Member of the Mississippi State Senate from the 39th district
- In office January 10, 2012 – July 16, 2020
- Preceded by: Cindy Hyde-Smith
- Succeeded by: Jason Barrett

Personal details
- Born: December 22, 1966 (age 59) Kosciusko, Mississippi, U.S.
- Party: Republican
- Children: 3
- Alma mater: Mississippi University for Women Mississippi College School of Law (JD)
- Occupation: Attorney
- Website: sallydoty.com

= Sally Doty =

American politician

Sally Doty (born December 22, 1966) is an American attorney and politician who served as the Republican member of the Mississippi Senate, representing the 39th District from 2012 to 2020.

== Early life and education ==
Born in Kosciusko, Mississippi, Doty graduated from Kosciusko High School in 1984. She is a graduate of Mississippi University for Women and earned a Juris Doctor from the Mississippi College School of Law.

== Career ==
Doty led numerous bipartisan legislative efforts during her two terms in the state senate. As chair of the elections committee, Doty authored and passed campaign finance reform prohibiting elected officials from spending campaign funds for personal use. She spearheaded a contentious multi-year effort to provide protections for victims of domestic violence through the reform of Mississippi's divorce laws. She served in a leadership position on Governor Phil Bryant's Teen Pregnancy Task Force and authored legislation to require Mississippi Community Colleges to develop a plan to address unplanned pregnancy. However, her attempt to modernize sex education requirements during the 2016 legislative session was unsuccessful.

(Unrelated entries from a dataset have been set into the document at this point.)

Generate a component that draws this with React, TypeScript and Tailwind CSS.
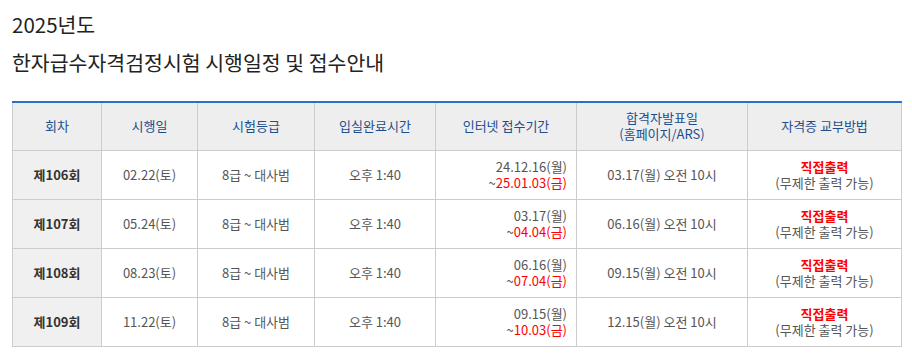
import React from "react";

type Row = {
  no: string;
  date: string;
  grade: string;
  entry: string;
  from: string;
  to: string;
  result: string;
};

const rows: Row[] = [
  { no: "제106회", date: "02.22(토)", grade: "8급 ~ 대사범", entry: "오후 1:40", from: "24.12.16(월)", to: "25.01.03(금)", result: "03.17(월) 오전 10시" },
  { no: "제107회", date: "05.24(토)", grade: "8급 ~ 대사범", entry: "오후 1:40", from: "03.17(월)", to: "04.04(금)", result: "06.16(월) 오전 10시" },
  { no: "제108회", date: "08.23(토)", grade: "8급 ~ 대사범", entry: "오후 1:40", from: "06.16(월)", to: "07.04(금)", result: "09.15(월) 오전 10시" },
  { no: "제109회", date: "11.22(토)", grade: "8급 ~ 대사범", entry: "오후 1:40", from: "09.15(월)", to: "10.03(금)", result: "12.15(월) 오전 10시" },
];

const th = "border border-[#cccccc] bg-[#eeeeee] font-normal text-[#1d4f8f] text-center align-middle leading-[16px]";
const td = "border border-[#cccccc] text-center align-middle leading-[16px]";

export default function App() {
  return (
    <div className="bg-white px-3 pt-[8px] text-[#222222] font-['Noto_Sans_CJK_KR','Noto_Sans',sans-serif]">
      <h2 className="text-[20.5px] leading-[32px]">2025년도</h2>
      <h2 className="mt-[6px] text-[20.5px] leading-[32px]">한자급수자격검정시험 시행일정 및 접수안내</h2>

      <table className="mt-[23px] w-[889px] table-fixed border-collapse border-t-2 border-t-[#2873c8] text-[13px] text-[#555555]">
        <colgroup>
          <col className="w-[89px]" />
          <col className="w-[96px]" />
          <col className="w-[117px]" />
          <col className="w-[121px]" />
          <col className="w-[141px]" />
          <col className="w-[171px]" />
          <col className="w-[154px]" />
        </colgroup>
        <thead>
          <tr className="h-[48px]">
            <th className={th}>회차</th>
            <th className={th}>시행일</th>
            <th className={th}>시험등급</th>
            <th className={th}>입실완료시간</th>
            <th className={th}>인터넷 접수기간</th>
            <th className={th}>
              합격자발표일
              <br />
              (홈페이지/ARS)
            </th>
            <th className={th}>자격증 교부방법</th>
          </tr>
        </thead>
        <tbody>
          {rows.map((r) => (
            <tr key={r.no} className="h-[49px]">
              <td className={`${td} bg-[#f0f0f0] font-bold text-[#333333]`}>{r.no}</td>
              <td className={td}>{r.date}</td>
              <td className={td}>{r.grade}</td>
              <td className={td}>{r.entry}</td>
              <td className={`${td} !text-right pr-[9px]`}>
                {r.from}
                <br />~<span className="text-[#ff0000]">{r.to}</span>
              </td>
              <td className={td}>{r.result}</td>
              <td className={td}>
                <span className="font-bold text-[#ff0000]">직접출력</span>
                <br />
                (무제한 출력 가능)
              </td>
            </tr>
          ))}
        </tbody>
      </table>
    </div>
  );
}
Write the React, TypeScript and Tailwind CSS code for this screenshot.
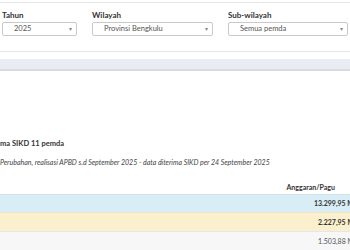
import React from "react";

// dropdown filter box
const Pilihan: React.FC<{ label: string; value: string; width: string }> = ({ label, value, width }) => {
  return (
    <div className={`flex flex-col ${width}`}>
      <span className="h-[10px] text-[8px] leading-[10px] font-bold text-[#333]">{label}</span>
      <div className="mt-[2px] flex h-[14px] items-center justify-between rounded-[2px] border border-[#c9c9c9] bg-white pl-[11px] pr-[4px]">
        <span className="text-[7.5px] leading-none text-[#555]">{value}</span>
        <span className="text-[6px] leading-none text-[#888]">▾</span>
      </div>
    </div>
  );
};

const App: React.FC = () => {
  return (
    <div
      className="h-[250px] w-[350px] overflow-hidden bg-white text-[#333]"
      style={{ fontFamily: "Lato, 'Liberation Sans', sans-serif" }}
    >
      {/* filter panel */}
      <div className="mt-[2px] border-b border-t border-[#e6e6e6] pb-[15px] pl-[2px] pt-[7px]">
        <div className="flex gap-[15px]">
          <Pilihan label="Tahun" value="2025" width="w-[75px]" />
          <Pilihan label="Wilayah" value="Provinsi Bengkulu" width="w-[121px]" />
          <Pilihan label="Sub-wilayah" value="Semua pemda" width="w-[120px]" />
        </div>
      </div>

      <div className="mt-[7px] h-[12px] border-b-2 border-[#d6dbe3] bg-[#e9edf3]" />

      {/* keterangan */}
      <div className="mt-[68px] text-[7.5px] font-bold leading-[10px]">ma SIKD 11 pemda</div>
      <div className="mt-[8px] text-[7px] italic leading-[10px] text-[#444]">
        Perubahan, realisasi APBD s.d September 2025 - data diterima SIKD per 24 September 2025
      </div>

      {/* tabel */}
      <div className="mt-[14px]">
        <div className="flex h-[13px] items-center justify-end pr-[15px] text-[7px] font-bold">Anggaran/Pagu</div>
        <div className="flex h-[18px] items-center justify-end border-t border-[#cfe3ee] bg-[#d9edf7] text-[7px] font-bold whitespace-nowrap">
          <span className="mr-[-4px]">13.299,95 M</span>
        </div>
        <div className="flex h-[19px] items-center justify-end border-t border-[#efe6c6] bg-[#faf0cd] text-[7px] font-bold whitespace-nowrap">
          <span className="mr-[-4px]">2.227,95 M</span>
        </div>
        <div className="flex h-[19px] items-center justify-end border-t border-[#e6e6e6] bg-[#f7f7f7] text-[7px] text-[#555] whitespace-nowrap">
          <span className="mr-[-4px]">1.503,88 M</span>
        </div>
      </div>
    </div>
  );
};

export default App;
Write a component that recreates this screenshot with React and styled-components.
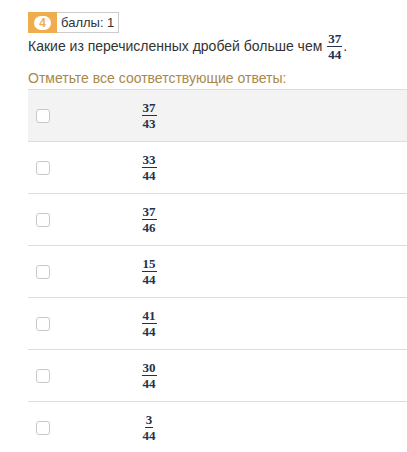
import React from "react";
import styled, { createGlobalStyle } from "styled-components";

const Global = createGlobalStyle`
  html, body { margin: 0; padding: 0; background: #fff; }
  body { font-family: "Liberation Sans", Arial, sans-serif; color: #333; }
`;

const Page = styled.div`
  padding: 12px 0 0 28px;
  width: 379px;
  overflow: hidden;
`;

const Header = styled.div`
  display: flex;
  align-items: stretch;
  height: 21px;
`;

const Number = styled.div`
  background: #f0ad4e;
  width: 29px;
  display: flex;
  align-items: center;
  justify-content: center;
`;

const Pill = styled.span`
  background: #fff;
  color: #f0ad4e;
  font-size: 12px;
  font-weight: bold;
  border-radius: 8px;
  width: 17px;
  height: 14px;
  line-height: 14px;
  text-align: center;
`;

const Points = styled.div`
  border: 1px solid #ccc;
  border-left: none;
  padding: 0 4px;
  font-size: 13px;
  line-height: 19px;
  color: #333;
`;

const Question = styled.div`
  display: flex;
  align-items: center;
  font-size: 14px;
  color: #333;
  margin-top: 1px;
  height: 24px;
`;

const Hint = styled.div`
  margin: 11px 0 2px;
  font-size: 14px;
  color: #a8884a;
  height: 18px;
  line-height: 18px;
`;

const Table = styled.div`
  border-top: 1px solid #ddd;
`;

const Row = styled.div`
  display: flex;
  align-items: center;
  height: 51px;
  border-bottom: 1px solid #ddd;
  background: ${(p) => (p.$shaded ? "#f3f3f3" : "#fff")};
`;

const Check = styled.span`
  width: 12px;
  height: 12px;
  border: 1px solid #c8c8c8;
  border-radius: 3px;
  background: #fff;
  margin-left: 8px;
  flex: none;
`;

const FracCell = styled.div`
  width: 28px;
  margin-left: 85px;
  display: flex;
  justify-content: center;
`;

const Frac = styled.span`
  display: inline-flex;
  flex-direction: column;
  align-items: center;
  font-family: "Liberation Serif", "Times New Roman", serif;
  font-weight: bold;
  font-size: 13px;
  line-height: 11px;
  color: #26304a;
  margin: ${(p) => (p.$inline ? "0 1px 0 5px" : "0")};
`;

const Num = styled.span`
  padding: 0 1px 2px;
  border-bottom: 1px solid #26304a;
`;

const Den = styled.span`
  padding: 2px 1px 0;
`;

const Fraction = ({ n, d, inline }) => (
  <Frac $inline={inline}>
    <Num>{n}</Num>
    <Den>{d}</Den>
  </Frac>
);

const answers = [
  [37, 43],
  [33, 44],
  [37, 46],
  [15, 44],
  [41, 44],
  [30, 44],
  [3, 44],
];

export default function App() {
  return (
    <>
      <Global />
      <Page>
        <Header>
          <Number>
            <Pill>4</Pill>
          </Number>
          <Points>баллы: 1</Points>
        </Header>
        <Question>
          Какие из перечисленных дробей больше чем
          <Fraction n={37} d={44} inline />.
        </Question>
        <Hint>Отметьте все соответствующие ответы:</Hint>
        <Table>
          {answers.map(([n, d], i) => (
            <Row key={i} $shaded={i === 0}>
              <Check />
              <FracCell>
                <Fraction n={n} d={d} />
              </FracCell>
            </Row>
          ))}
        </Table>
      </Page>
    </>
  );
}
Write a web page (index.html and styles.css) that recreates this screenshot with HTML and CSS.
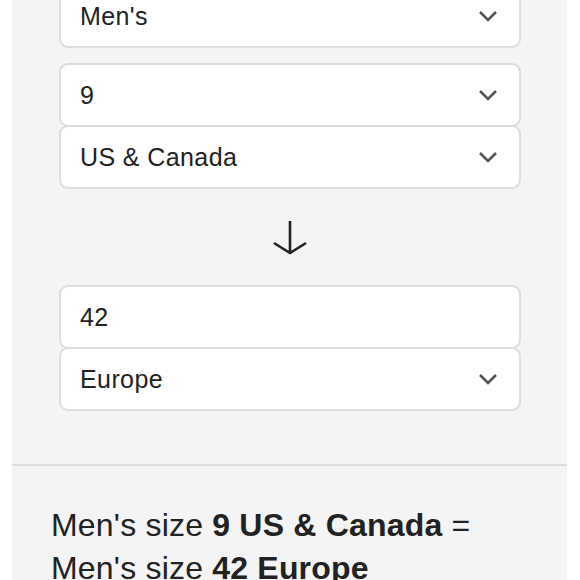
FILE: index.html
```html
<!DOCTYPE html>
<html>
<head>
<meta charset="utf-8">
<link rel="stylesheet" href="styles.css">
</head>
<body>
<div class="panel">
  <div class="form">
    <div class="field first">
      <span class="value">Men's</span>
      <svg class="chev" viewBox="0 0 20 12" width="20" height="12"><path d="M2 2 L10 10 L18 2" fill="none" stroke="#555" stroke-width="2.6"/></svg>
    </div>
    <div class="group">
      <div class="field">
        <span class="value">9</span>
        <svg class="chev" viewBox="0 0 20 12" width="20" height="12"><path d="M2 2 L10 10 L18 2" fill="none" stroke="#555" stroke-width="2.6"/></svg>
      </div>
      <div class="field stacked">
        <span class="value">US &amp; Canada</span>
        <svg class="chev" viewBox="0 0 20 12" width="20" height="12"><path d="M2 2 L10 10 L18 2" fill="none" stroke="#555" stroke-width="2.6"/></svg>
      </div>
    </div>
    <div class="arrow">
      <svg viewBox="0 0 36 36" width="36" height="36"><path d="M18 2 V33 M2 24 L18 34 L34 24" fill="none" stroke="#222" stroke-width="2.6"/></svg>
    </div>
    <div class="group">
      <div class="field">
        <span class="value">42</span>
      </div>
      <div class="field stacked">
        <span class="value">Europe</span>
        <svg class="chev" viewBox="0 0 20 12" width="20" height="12"><path d="M2 2 L10 10 L18 2" fill="none" stroke="#555" stroke-width="2.6"/></svg>
      </div>
    </div>
  </div>
  <div class="divider"></div>
  <p class="result">Men's size <b>9 US &amp; Canada</b> =<br>Men's size <b>42 Europe</b></p>
</div>
</body>
</html>
```
FILE: styles.css
```css
html, body {
  margin: 0;
  padding: 0;
  background: #ffffff;
  font-family: "Liberation Sans", Arial, sans-serif;
  color: #222222;
  overflow: hidden;
}
.panel {
  width: 555px;
  margin-left: 12px;
  background: #f4f4f4;
  height: 580px;
}
.form {
  padding: 0 46px 0 47px;
  display: flex;
  flex-direction: column;
}
.field {
  height: 64px;
  box-sizing: border-box;
  border: 2.5px solid #dddddd;
  border-radius: 9px;
  background: #ffffff;
  display: flex;
  align-items: center;
  justify-content: space-between;
  padding: 0 21px 0 19px;
  position: relative;
}
.field.first {
  margin-top: -16px;
  margin-bottom: 15px;
}
.field.stacked {
  margin-top: -2px;
}
.value {
  font-size: 25px;
  letter-spacing: 0.4px;
  color: #222222;
}
.chev {
  display: block;
}
.arrow {
  display: flex;
  justify-content: center;
  padding: 30px 0 30px;
}
.arrow svg {
  display: block;
}
.divider {
  height: 2px;
  background: #dddddd;
  margin-top: 53px;
}
.result {
  margin: 38px 0 0 39px;
  font-size: 32px;
  letter-spacing: 0.2px;
  line-height: 43px;
  color: #222222;
}
.result b {
  font-weight: 700;
}
```
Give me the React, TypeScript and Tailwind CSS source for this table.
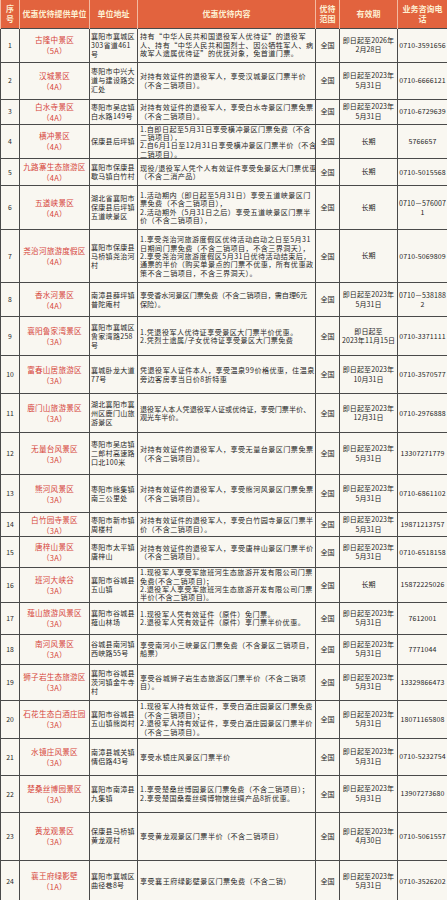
import type { FC } from 'react';

interface Row {
  no: number;
  name: string;
  level: string;
  addr: string[];
  content: string[];
  range: string;
  date: string[];
  tel: string[];
  h: string;
  tight?: boolean;
}

const d2023 = ['即日起至2023年', '5月31日'];

const rows: Row[] = [
  {
    no: 1, name: '古隆中景区', level: '（5A）', h: 'h-[34px]',
    addr: ['襄阳市襄城区', '303省道461', '号'],
    content: ['持有“中华人民共和国退役军人优待证”的退役军', '人、持有“中华人民共和国烈士、因公牺牲军人、病', '故军人遗属优待证”的优抚对象，免首道门票。'],
    range: '全国', date: ['即日起至2026年', '2月28日'], tel: ['0710-3591656'],
  },
  {
    no: 2, name: '汉城景区', level: '（4A）', h: 'h-[37px]',
    addr: ['枣阳市中兴大', '道与建设路交', '汇处'],
    content: ['对持有效证件的退役军人，享受汉城景区门票半价', '（不含二销项目）。'],
    range: '全国', date: d2023, tel: ['0710-6666121'],
  },
  {
    no: 3, name: '白水寺景区', level: '（4A）', h: 'h-[25px]',
    addr: ['枣阳市吴店镇', '白水路149号'],
    content: ['对持有效证件的退役军人，享受白水寺景区门票免票', '（不含二销项目）。'],
    range: '全国', date: d2023, tel: ['0710-6729639'],
  },
  {
    no: 4, name: '横冲景区', level: '（4A）', h: 'h-[33px]',
    addr: ['保康县后坪镇'],
    content: ['1.自即日起至5月31日享受横冲景区门票免费（不含', '二销项目），', '2.自6月1日至12月31日享受横冲景区门票半价（不含', '二销项目）。'],
    range: '全国', date: ['长期'], tel: ['5766657'],
  },
  {
    no: 5, name: '九路寨生态旅游区', level: '（4A）', h: 'h-[27px]',
    addr: ['襄阳市保康县', '歇马镇白竹村'],
    content: ['现役/退役军人凭个人有效证件享受免景区大门票优惠', '（不含二消产品）'],
    range: '全国', date: ['长期'], tel: ['0710-5015568'],
  },
  {
    no: 6, name: '五道峡景区', level: '（4A）', h: 'h-[44px]',
    addr: ['湖北省襄阳市', '保康县后坪镇', '五道峡景区'],
    content: ['1.活动期内（即日起至5月31日）享受五道峡景区门', '票免费（不含二销项目），', '2.活动期外（5月31日之后）享受五道峡景区门票半', '价（不含二销项目），'],
    range: '全国', date: ['长期'], tel: ['0710－576007', '1'],
  },
  {
    no: 7, name: '尧治河旅游度假区', level: '（4A）', h: 'h-[53px]',
    addr: ['襄阳市保康县', '马桥镇尧治河', '村'],
    content: ['1.享受尧治河旅游度假区优待活动启动之日至5月31', '日期间门票免费（不含二销项目，不含三界洞天），', '2.享受尧治河旅游度假区5月31日优待活动结束后，', '通票的半价（购买单景点的门票不优惠，所有优惠政', '策不含二销项目，不含三界洞天）。'],
    range: '全国', date: ['长期'], tel: ['0710-5069809'],
  },
  {
    no: 8, name: '香水河景区', level: '（4A）', h: 'h-[34px]', tight: true,
    addr: ['南漳县薛坪镇', '普陀庵村'],
    content: ['享受香水河景区门票免费（不含二销项目，需自理6元', '保险）。'],
    range: '全国', date: d2023, tel: ['0710－538188', '2'],
  },
  {
    no: 9, name: '襄阳鲁家湾景区', level: '（3A）', h: 'h-[39px]',
    addr: ['襄阳市襄城区', '鲁家湾路258', '号'],
    content: ['1.凭退役军人优待证享受景区大门票半价优惠。', '2.凭烈士遗属/子女优待证享受景区大门票免费'],
    range: '全国', date: ['即日起至', '2023年11月15日'], tel: ['0710-3371111'],
  },
  {
    no: 10, name: '富春山居旅游区', level: '（3A）', h: 'h-[38px]',
    addr: ['襄城卧龙大道', '77号'],
    content: ['凭退役军人证件本人，享受温泉99价格优惠，住温泉', '旁边客房享当日价8折特惠'],
    range: '全国', date: ['即日起至2023年', '10月31日'], tel: ['0710-3570577'],
  },
  {
    no: 11, name: '鹿门山旅游景区', level: '（3A）', h: 'h-[39px]', tight: true,
    addr: ['湖北襄阳市襄', '州区鹿门山旅', '游景区'],
    content: ['退役军人本人凭退役军人证或优待证，享受门票半价、', '观光车半价。'],
    range: '全国', date: ['即日起至2023年', '12月31日'], tel: ['0710-2976888'],
  },
  {
    no: 12, name: '无量台风景区', level: '（3A）', h: 'h-[42px]',
    addr: ['枣阳市吴店镇', '二郎村高速路', '口北100米'],
    content: ['对持有效证件的退役军人，享受无量台景区门票免票', '（不含二销项目）。'],
    range: '全国', date: d2023, tel: ['13307271779'],
  },
  {
    no: 13, name: '熊河风景区', level: '（3A）', h: 'h-[38px]',
    addr: ['枣阳市熊集镇', '南三公里处'],
    content: ['对持有效证件的退役军人，享受熊河风景区门票免票', '（不含二销项目）。'],
    range: '全国', date: d2023, tel: ['0710-6861102'],
  },
  {
    no: 14, name: '白竹园寺景区', level: '（3A）', h: 'h-[24px]',
    addr: ['枣阳市新市镇', '周楼村'],
    content: ['对持有效证件的退役军人，享受白竹园寺景区门票半', '价（不含二销项目）。'],
    range: '全国', date: d2023, tel: ['19871213757'],
  },
  {
    no: 15, name: '唐梓山景区', level: '（3A）', h: 'h-[31px]',
    addr: ['枣阳市太平镇', '唐梓山'],
    content: ['对持有效证件的退役军人，享受唐梓山景区门票半价', '（不含二销项目）。'],
    range: '全国', date: d2023, tel: ['0710-6518158'],
  },
  {
    no: 16, name: '班河大峡谷', level: '（3A）', h: 'h-[34px]',
    addr: ['襄阳市谷城县', '五山镇'],
    content: ['1.现役军人享受军旅班河生态旅游开发有限公司门票', '免费(不含二销项目)；', '2.退役军人享受军旅班河生态旅游开发有限公司门票', '半价(不含二销项目)。'],
    range: '全国', date: ['长期'], tel: ['15872225026'],
  },
  {
    no: 17, name: '薤山旅游风景区', level: '（3A）', h: 'h-[32px]',
    addr: ['襄阳市谷城县', '薤山林场'],
    content: ['1.现役军人凭有效证件（原件）免门票。', '2.退役军人凭有效证件（原件）享门票半价优惠。'],
    range: '全国', date: d2023, tel: ['7612001'],
  },
  {
    no: 18, name: '南河风景区', level: '（3A）', h: 'h-[30px]',
    addr: ['谷城县南河镇', '西峡路55号'],
    content: ['享受南河小三峡景区门票免费（不含景区二销项目，', '船票）'],
    range: '全国', date: d2023, tel: ['7771044'],
  },
  {
    no: 19, name: '狮子岩生态旅游区', level: '（3A）', h: 'h-[36px]',
    addr: ['襄阳市谷城县', '茨河镇金牛寺', '村'],
    content: ['享受谷城狮子岩生态旅游区门票半价（不含二销项', '目）。'],
    range: '全国', date: d2023, tel: ['13329866473'],
  },
  {
    no: 20, name: '石花生态白酒庄园', level: '（3A）', h: 'h-[38px]',
    addr: ['襄阳市谷城县', '五山镇熊岗村'],
    content: ['1.现役军人持有效证件，享受白酒庄园景区门票免费', '（不含二销项目）；', '2.退役军人持有效证件，享受白酒庄园景区门票半价', '（不含二销项目）。'],
    range: '全国', date: d2023, tel: ['18071165808'],
  },
  {
    no: 21, name: '水镜庄风景区', level: '（3A）', h: 'h-[37px]',
    addr: ['南漳县城关镇', '情侣路43号'],
    content: ['享受水镜庄风景区门票半价'],
    range: '全国', date: d2023, tel: ['0710-5232754'],
  },
  {
    no: 22, name: '楚桑丝博园景区', level: '（3A）', h: 'h-[37px]',
    addr: ['襄阳市南漳县', '九集镇'],
    content: ['1.享受楚桑丝博园景区门票免费（不含二销项目）；', '2.享受楚国桑蚕丝绸博物馆丝绸产品8折优惠。'],
    range: '全国', date: d2023, tel: ['13907273680'],
  },
  {
    no: 23, name: '黄龙观景区', level: '（3A）', h: 'h-[48px]',
    addr: ['保康县马桥镇', '黄龙观村'],
    content: ['享受黄龙观景区门票半价（不含二销项目）'],
    range: '全国', date: ['即日起至2023年', '4月30日'], tel: ['0710-5061557'],
  },
  {
    no: 24, name: '襄王府绿影壁', level: '（1A）', h: 'h-[42px]',
    addr: ['襄阳市襄城区', '曲径巷8号'],
    content: ['享受襄王府绿影壁景区门票免费（不含二销）'],
    range: '全国', date: d2023, tel: ['0710-3526202'],
  },
];

const Lines: FC<{ lines: string[] }> = ({ lines }) => (
  <>
    {lines.map((line, i) => (
      <div key={i} className="whitespace-nowrap">
        {line}
      </div>
    ))}
  </>
);

const cell = 'border border-[#4a4a4a] align-middle p-0 overflow-hidden';
const head = 'border-x border-[#f3b9a0] align-middle p-0 font-bold text-[8px] leading-[10px]';

export default function App() {
  return (
    <div className="w-[447px] bg-[#f9f7f1] font-['Noto_Sans_CJK_SC',sans-serif] text-[#262626]">
      <table className="w-[447px] table-fixed border-collapse">
        <colgroup>
          <col className="w-[19px]" />
          <col className="w-[70px]" />
          <col className="w-[48px]" />
          <col className="w-[178px]" />
          <col className="w-[24px]" />
          <col className="w-[58px]" />
          <col className="w-[50px]" />
        </colgroup>
        <thead>
          <tr className="h-[28px] bg-[#e2633e] text-[#fdf0d3]">
            <th className={head}>序<br />号</th>
            <th className={head}>优惠优待提供单位</th>
            <th className={head}>单位地址</th>
            <th className={head}>优惠优待内容</th>
            <th className={head}>优待<br />范围</th>
            <th className={head}>有效期</th>
            <th className={head}>业务咨询电<br />话</th>
          </tr>
        </thead>
        <tbody className="text-[7.1px] leading-[8.4px] tracking-[0.45px]">
          {rows.map((row) => (
            <tr key={row.no} className={row.h}>
              <td className={`${cell} text-center text-[6.8px] tracking-normal`}>{row.no}</td>
              <td className={`${cell} text-center text-[7.6px] leading-[11px] tracking-[0.2px] text-[#d6443a]`}>
                <div className="whitespace-nowrap">{row.name}</div>
                <div className="whitespace-nowrap">{row.level}</div>
              </td>
              <td className={`${cell} px-[1px] text-[7px] leading-[9px] tracking-[0.3px]`}>
                <Lines lines={row.addr} />
              </td>
              <td className={`${cell} px-[2px] ${row.tight ? 'tracking-[0px]' : ''}`}>
                <Lines lines={row.content} />
              </td>
              <td className={`${cell} text-center tracking-normal`}>{row.range}</td>
              <td className={`${cell} text-center text-[7px] leading-[9.5px] tracking-[0.1px]`}>
                <Lines lines={row.date} />
              </td>
              <td className={`${cell} text-center text-[7px] leading-[9px] tracking-[0.1px]`}>
                <Lines lines={row.tel} />
              </td>
            </tr>
          ))}
        </tbody>
      </table>
    </div>
  );
}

Doty chaired the Mississippi Senate Energy Committee. She served as one of five Senators appointed by the Lieutenant Governor to the Joint Legislative Budget Committee. She served as Vice-Chair of Judiciary A, and is a member of the following committees: Finance, Economic Development, Banking and Financial Institutions, Public Health, Highways and Transportation, Public Property, and Drug Policy.

In the spring of 2018, Doty was a candidate in the Republican primary for the United States House of Representatives to fill the seat held by retiring Rep. Gregg Harper (MS-3).

Doty was appointed by Gov. Tate Reeves to the executive director position of the Mississippi Public Utilities Staff; she resigned from her senate seat on July 16, 2020. She was later appointed director of the office of broadband, known as BEAM, for Mississippi.